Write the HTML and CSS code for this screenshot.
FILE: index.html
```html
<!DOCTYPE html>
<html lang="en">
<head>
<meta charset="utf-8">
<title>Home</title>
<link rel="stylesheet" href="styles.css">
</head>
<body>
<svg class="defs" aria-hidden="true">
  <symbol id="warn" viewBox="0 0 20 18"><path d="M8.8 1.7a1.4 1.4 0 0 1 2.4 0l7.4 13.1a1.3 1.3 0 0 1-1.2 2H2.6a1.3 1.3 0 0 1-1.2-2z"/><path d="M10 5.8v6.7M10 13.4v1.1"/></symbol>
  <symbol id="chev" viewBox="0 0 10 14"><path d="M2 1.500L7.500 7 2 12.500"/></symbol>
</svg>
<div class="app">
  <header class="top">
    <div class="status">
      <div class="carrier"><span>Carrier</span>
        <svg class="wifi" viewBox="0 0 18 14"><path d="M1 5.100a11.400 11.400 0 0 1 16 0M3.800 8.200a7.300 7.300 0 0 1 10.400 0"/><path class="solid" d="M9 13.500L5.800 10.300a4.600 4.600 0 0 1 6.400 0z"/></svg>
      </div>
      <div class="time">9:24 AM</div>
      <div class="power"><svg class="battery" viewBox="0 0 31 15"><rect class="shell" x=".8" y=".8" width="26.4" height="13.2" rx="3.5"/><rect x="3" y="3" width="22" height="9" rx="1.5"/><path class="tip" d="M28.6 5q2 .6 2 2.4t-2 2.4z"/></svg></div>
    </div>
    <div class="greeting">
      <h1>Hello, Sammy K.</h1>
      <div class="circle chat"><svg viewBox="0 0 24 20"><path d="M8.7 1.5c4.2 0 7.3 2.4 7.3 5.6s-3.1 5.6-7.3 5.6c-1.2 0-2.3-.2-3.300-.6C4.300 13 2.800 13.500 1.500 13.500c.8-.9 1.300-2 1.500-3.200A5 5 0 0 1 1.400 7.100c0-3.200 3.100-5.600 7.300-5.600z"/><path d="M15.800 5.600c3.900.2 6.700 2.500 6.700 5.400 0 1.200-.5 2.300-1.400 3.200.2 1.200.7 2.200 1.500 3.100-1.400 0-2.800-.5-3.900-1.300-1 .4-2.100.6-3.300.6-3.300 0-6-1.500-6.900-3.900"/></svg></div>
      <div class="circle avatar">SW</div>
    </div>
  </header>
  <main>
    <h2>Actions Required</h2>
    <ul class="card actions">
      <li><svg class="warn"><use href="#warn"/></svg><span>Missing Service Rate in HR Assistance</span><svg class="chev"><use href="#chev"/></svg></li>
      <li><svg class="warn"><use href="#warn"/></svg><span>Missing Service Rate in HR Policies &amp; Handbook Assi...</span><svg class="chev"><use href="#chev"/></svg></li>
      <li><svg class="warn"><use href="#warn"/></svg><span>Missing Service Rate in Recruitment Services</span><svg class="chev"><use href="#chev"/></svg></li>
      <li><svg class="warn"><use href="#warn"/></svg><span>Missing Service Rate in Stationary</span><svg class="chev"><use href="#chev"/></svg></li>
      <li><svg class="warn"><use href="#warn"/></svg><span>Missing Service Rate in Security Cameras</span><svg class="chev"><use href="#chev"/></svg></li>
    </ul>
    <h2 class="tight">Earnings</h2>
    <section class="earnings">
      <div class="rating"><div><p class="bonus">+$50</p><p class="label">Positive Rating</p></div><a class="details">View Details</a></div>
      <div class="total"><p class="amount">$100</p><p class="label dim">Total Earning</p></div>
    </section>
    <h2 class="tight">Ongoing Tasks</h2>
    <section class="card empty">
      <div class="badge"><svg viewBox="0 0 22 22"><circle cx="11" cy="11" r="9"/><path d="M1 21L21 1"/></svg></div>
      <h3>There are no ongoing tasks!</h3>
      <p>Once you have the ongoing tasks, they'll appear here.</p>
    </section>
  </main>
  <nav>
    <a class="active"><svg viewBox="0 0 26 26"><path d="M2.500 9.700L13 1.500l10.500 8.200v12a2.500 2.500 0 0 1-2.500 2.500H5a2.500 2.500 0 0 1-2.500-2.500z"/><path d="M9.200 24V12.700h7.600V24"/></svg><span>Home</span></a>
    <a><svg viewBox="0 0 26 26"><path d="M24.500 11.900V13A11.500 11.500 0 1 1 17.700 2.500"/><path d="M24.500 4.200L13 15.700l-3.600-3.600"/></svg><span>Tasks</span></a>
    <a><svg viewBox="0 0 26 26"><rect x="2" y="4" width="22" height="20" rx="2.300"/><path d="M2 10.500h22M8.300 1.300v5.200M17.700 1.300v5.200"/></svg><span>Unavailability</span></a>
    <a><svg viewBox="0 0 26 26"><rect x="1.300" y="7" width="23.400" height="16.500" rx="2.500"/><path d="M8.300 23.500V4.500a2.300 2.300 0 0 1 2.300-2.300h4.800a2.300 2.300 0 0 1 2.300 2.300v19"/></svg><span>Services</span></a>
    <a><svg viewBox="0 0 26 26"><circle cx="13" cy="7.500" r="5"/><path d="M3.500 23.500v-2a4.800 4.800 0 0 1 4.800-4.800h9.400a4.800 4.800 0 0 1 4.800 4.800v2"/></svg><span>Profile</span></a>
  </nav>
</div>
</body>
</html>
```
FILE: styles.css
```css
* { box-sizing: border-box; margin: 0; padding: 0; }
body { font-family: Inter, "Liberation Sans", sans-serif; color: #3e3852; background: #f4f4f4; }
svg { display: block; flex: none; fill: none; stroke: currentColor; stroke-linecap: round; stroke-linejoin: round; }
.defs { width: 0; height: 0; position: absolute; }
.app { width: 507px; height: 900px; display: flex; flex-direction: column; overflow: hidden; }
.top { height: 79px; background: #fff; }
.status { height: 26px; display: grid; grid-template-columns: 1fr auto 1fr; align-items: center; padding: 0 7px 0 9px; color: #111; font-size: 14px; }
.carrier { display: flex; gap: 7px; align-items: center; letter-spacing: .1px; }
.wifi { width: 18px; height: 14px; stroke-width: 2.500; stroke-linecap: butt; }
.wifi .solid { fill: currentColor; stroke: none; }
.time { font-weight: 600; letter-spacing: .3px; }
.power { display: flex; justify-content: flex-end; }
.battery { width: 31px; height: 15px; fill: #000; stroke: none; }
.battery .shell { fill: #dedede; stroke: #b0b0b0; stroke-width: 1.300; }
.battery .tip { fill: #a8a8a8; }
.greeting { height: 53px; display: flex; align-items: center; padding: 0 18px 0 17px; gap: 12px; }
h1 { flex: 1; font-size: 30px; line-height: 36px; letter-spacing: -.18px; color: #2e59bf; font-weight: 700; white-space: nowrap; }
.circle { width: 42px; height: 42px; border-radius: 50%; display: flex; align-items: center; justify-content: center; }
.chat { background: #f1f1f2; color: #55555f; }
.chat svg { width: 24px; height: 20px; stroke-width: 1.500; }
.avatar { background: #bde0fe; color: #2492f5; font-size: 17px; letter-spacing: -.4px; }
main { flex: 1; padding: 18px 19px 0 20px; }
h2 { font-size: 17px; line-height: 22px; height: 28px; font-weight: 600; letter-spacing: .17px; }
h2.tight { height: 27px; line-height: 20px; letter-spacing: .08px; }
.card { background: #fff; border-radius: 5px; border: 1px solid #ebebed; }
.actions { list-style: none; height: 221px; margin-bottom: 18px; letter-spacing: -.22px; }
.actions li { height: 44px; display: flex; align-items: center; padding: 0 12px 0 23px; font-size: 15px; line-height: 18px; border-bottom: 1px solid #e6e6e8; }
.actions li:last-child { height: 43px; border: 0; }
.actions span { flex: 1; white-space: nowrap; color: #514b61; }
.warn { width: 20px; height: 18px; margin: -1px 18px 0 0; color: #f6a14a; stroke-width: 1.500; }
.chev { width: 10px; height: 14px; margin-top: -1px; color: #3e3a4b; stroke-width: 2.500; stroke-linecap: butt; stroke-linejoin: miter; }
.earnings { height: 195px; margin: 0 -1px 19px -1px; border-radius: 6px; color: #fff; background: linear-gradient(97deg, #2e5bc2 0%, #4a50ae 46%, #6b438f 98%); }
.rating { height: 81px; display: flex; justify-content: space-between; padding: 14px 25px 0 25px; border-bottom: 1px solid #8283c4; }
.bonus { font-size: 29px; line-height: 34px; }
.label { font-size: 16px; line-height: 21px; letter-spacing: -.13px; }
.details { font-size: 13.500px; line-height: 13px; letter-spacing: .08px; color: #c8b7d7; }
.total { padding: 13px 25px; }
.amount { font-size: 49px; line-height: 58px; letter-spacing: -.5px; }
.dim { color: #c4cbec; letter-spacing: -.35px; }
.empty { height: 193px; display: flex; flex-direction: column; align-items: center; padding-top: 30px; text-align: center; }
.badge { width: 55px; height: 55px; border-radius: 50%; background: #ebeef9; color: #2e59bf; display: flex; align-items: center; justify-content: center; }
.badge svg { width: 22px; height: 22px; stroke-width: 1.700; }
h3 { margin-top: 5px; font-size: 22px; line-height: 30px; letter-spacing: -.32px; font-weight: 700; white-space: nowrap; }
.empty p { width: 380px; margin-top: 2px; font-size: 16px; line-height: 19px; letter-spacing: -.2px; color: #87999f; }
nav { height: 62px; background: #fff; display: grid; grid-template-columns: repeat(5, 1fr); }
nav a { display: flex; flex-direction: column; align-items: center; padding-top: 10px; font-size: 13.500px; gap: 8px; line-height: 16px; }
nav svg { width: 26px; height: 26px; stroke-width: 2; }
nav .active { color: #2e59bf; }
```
...
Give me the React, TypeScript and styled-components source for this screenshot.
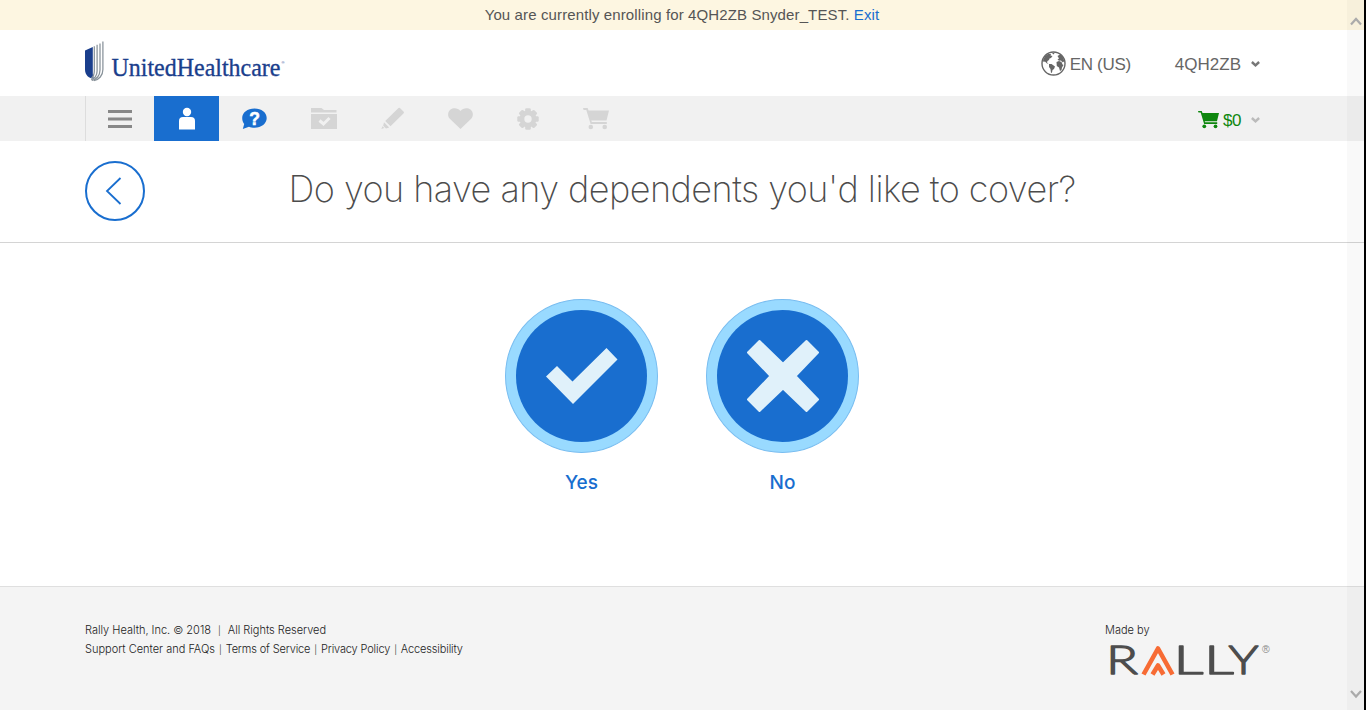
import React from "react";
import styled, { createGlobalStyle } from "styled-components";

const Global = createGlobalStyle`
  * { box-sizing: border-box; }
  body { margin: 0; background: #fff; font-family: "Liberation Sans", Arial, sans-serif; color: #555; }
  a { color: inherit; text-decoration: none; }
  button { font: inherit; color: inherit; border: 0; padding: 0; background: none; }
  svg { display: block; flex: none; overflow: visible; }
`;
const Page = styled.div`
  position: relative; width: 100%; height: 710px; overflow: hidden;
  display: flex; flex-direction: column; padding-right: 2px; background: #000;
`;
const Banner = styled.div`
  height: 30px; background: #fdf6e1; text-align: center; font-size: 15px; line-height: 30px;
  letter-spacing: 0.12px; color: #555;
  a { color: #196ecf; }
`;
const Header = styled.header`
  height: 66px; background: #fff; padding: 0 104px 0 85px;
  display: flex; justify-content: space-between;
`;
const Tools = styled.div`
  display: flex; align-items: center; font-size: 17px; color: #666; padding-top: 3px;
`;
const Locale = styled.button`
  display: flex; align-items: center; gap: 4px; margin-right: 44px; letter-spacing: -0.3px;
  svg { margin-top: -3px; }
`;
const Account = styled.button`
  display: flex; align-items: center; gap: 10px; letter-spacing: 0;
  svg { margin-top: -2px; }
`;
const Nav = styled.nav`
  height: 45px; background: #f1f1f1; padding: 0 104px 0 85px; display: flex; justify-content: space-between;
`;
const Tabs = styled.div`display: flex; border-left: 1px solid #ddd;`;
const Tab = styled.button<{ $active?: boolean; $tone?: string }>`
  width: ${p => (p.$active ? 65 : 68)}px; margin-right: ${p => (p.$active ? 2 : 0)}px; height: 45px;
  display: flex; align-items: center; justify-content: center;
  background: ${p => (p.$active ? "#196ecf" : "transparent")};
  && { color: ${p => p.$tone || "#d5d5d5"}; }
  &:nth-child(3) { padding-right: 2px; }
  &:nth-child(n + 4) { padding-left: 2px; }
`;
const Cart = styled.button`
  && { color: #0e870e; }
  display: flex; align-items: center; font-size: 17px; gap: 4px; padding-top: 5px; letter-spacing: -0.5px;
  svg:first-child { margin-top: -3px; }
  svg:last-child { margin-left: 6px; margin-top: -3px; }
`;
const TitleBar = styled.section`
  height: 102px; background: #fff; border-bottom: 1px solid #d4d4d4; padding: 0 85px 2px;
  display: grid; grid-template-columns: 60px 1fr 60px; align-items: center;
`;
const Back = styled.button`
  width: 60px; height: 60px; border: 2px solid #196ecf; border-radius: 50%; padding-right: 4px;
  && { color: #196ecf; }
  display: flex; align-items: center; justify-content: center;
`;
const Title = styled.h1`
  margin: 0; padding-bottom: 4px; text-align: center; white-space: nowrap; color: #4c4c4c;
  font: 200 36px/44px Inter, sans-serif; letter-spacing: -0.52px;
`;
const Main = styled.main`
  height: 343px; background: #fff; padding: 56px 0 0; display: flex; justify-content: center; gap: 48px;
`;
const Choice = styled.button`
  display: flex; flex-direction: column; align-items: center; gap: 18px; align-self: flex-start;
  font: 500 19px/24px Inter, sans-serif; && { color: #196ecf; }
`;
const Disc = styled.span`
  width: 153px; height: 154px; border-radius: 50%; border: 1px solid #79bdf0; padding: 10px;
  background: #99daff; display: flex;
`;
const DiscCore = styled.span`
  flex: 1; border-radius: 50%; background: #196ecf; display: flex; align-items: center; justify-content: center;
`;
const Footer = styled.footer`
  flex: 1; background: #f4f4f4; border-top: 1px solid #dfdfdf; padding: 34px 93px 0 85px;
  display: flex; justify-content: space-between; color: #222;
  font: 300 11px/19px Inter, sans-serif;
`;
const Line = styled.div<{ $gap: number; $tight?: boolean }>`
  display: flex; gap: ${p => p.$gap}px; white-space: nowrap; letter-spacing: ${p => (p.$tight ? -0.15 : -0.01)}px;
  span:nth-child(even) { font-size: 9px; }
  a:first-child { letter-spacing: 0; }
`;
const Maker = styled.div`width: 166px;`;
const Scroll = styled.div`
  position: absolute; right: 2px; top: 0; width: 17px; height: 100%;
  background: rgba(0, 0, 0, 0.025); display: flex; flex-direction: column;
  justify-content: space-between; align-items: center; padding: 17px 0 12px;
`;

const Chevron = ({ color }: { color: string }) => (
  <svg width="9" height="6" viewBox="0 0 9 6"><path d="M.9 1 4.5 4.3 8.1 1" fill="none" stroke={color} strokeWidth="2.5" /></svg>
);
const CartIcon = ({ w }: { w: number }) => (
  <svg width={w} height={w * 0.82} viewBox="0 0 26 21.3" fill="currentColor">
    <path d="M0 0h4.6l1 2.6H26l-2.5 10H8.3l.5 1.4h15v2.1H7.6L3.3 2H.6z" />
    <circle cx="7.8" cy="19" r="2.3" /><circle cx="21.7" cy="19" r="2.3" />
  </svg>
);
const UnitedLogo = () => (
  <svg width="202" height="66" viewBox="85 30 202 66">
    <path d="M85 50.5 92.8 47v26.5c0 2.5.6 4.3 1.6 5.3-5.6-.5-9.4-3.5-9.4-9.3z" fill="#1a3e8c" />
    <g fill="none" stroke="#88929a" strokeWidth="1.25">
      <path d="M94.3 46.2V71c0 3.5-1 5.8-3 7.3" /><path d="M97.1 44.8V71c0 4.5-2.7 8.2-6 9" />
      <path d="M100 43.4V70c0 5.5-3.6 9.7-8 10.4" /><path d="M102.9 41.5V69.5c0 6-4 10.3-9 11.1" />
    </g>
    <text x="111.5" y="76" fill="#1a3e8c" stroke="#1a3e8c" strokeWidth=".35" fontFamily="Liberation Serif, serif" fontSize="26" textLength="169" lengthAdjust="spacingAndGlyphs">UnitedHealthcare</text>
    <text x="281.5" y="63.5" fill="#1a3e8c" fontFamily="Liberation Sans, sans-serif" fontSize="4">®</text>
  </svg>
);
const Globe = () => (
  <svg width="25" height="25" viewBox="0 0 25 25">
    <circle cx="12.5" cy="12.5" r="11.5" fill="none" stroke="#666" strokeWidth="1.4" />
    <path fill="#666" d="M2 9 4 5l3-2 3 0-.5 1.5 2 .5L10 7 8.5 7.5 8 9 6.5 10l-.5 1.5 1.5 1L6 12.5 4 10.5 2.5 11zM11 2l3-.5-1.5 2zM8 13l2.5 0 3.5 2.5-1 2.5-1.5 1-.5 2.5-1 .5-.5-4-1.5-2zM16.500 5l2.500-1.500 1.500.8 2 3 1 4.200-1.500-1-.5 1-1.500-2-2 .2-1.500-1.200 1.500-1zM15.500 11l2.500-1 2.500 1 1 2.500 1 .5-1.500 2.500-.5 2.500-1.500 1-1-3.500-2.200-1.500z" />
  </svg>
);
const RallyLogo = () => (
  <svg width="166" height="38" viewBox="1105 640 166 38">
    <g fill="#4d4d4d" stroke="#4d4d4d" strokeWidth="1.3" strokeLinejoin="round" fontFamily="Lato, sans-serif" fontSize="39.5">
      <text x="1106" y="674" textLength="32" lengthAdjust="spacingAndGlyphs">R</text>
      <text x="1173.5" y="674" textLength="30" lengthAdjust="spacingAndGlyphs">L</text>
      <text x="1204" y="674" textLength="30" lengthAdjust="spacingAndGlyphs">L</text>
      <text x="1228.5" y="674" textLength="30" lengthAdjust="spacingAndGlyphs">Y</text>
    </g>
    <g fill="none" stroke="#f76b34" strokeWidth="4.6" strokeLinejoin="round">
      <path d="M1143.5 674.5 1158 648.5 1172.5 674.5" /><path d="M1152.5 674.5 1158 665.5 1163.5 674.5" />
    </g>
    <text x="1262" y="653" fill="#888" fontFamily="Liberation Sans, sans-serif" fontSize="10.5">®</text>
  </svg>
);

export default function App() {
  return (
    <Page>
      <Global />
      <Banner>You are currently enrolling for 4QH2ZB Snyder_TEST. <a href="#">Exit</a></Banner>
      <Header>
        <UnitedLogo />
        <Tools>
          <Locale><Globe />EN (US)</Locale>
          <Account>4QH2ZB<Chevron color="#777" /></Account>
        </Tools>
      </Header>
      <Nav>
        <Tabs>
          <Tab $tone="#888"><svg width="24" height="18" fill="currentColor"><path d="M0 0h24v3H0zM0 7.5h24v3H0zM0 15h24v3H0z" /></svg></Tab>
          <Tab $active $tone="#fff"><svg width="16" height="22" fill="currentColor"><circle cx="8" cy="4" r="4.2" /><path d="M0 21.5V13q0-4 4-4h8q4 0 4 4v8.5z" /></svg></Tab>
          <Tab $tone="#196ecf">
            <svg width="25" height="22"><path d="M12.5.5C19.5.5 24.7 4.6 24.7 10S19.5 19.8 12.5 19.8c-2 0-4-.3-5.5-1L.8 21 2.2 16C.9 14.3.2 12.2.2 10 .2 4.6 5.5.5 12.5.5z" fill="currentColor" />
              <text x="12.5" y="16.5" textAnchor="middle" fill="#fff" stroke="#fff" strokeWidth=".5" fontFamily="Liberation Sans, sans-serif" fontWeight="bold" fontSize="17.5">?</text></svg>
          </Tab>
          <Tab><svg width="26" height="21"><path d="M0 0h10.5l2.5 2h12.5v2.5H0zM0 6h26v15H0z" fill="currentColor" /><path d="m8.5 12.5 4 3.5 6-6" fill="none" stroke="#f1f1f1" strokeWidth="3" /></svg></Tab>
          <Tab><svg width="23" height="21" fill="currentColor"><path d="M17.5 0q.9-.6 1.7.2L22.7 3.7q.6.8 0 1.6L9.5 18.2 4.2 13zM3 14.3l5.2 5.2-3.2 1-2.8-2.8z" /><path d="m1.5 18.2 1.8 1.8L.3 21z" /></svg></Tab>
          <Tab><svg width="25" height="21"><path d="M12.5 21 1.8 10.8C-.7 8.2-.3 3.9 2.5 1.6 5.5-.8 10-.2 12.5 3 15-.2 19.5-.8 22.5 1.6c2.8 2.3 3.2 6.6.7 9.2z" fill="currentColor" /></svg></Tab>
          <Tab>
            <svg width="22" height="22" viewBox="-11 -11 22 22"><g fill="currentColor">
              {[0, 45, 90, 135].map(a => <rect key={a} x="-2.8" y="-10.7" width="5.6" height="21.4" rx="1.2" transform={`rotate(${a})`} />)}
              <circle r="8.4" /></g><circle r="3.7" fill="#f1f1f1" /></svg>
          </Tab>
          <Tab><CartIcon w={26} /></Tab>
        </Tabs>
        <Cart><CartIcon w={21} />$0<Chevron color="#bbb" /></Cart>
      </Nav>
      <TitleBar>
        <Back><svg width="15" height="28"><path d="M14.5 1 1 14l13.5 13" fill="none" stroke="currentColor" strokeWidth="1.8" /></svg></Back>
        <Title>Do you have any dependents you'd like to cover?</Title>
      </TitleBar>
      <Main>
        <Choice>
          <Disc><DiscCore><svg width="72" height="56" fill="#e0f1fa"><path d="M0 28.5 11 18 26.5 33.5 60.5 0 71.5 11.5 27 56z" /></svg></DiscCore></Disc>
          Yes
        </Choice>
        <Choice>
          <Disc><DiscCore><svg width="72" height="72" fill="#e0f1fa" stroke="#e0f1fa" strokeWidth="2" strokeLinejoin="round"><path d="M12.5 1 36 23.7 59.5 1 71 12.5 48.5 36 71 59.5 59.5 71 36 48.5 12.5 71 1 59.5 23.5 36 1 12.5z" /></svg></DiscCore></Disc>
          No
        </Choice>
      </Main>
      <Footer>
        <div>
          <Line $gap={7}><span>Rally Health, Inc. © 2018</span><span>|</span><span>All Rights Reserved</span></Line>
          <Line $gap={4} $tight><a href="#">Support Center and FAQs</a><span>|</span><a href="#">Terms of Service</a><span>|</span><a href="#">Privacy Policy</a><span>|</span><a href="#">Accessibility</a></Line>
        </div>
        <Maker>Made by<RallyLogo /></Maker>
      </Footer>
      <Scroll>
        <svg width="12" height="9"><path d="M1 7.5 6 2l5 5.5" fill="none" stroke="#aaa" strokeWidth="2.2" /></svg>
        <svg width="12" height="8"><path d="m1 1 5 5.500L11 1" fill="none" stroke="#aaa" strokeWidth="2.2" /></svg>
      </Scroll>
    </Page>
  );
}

What is expected> Using the records above, gather all lines where the string "screenshot" is present.

Exercise solution>
Write the HTML and CSS code for this screenshot.
Give me the React, TypeScript and styled-components source for this screenshot.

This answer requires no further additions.